Dogs of the Dow Strategy
The Dogs of the Dow is an investment strategy popularized by Michael O’Higgins, in 1991 which proposes that an investor annually select for investment the ten Dow Jones Industrial Average stocks whose dividend is the highest fraction of their price.
Proponents of the Dogs of the Dow strategy argue that blue chip companies do not alter their dividend to reflect trading conditions and, therefore, the dividend is a measure of the average worth of the company; the stock price, in contrast, fluctuates through the business cycle.
This should mean that companies with a high yield, with high dividend relative to price, are near the bottom of their business cycle and are likely to see their stock price increase faster than low yield companies.
Under this model, an investor annually reinvesting in high-yield companies should out-perform the overall market.
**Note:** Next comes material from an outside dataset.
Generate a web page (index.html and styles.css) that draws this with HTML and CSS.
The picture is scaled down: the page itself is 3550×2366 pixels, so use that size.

The logic behind this is that a high dividend yield suggests both that the stock is oversold and that management believes in its company’s prospects and is willing to back that up by paying out a relatively high dividend.
Investors are thereby hoping to benefit from both above average stock price gains as well as a relatively high quarterly dividend. Of course, several assumptions are made in this argument.
The first assumption is that the dividend price reflects the company size rather than the company business model. The second is that companies have a natural, repeating cycle in which good performances are predicted by bad ones.
The Dogs of the Dow were created by data mining. If you look at Dow stocks on January 1 then the high yielding stocks did significantly better than average before 1991 than they did after 1991.
The Motley Fool created the Foolish Four which used the square root of the price and dividend in order to create back tested results better than the Dogs of the Dow. All of these methods were dependent on the fact that the stocks picked on January 1 performed better than stocks picked at other times during the period of back testing.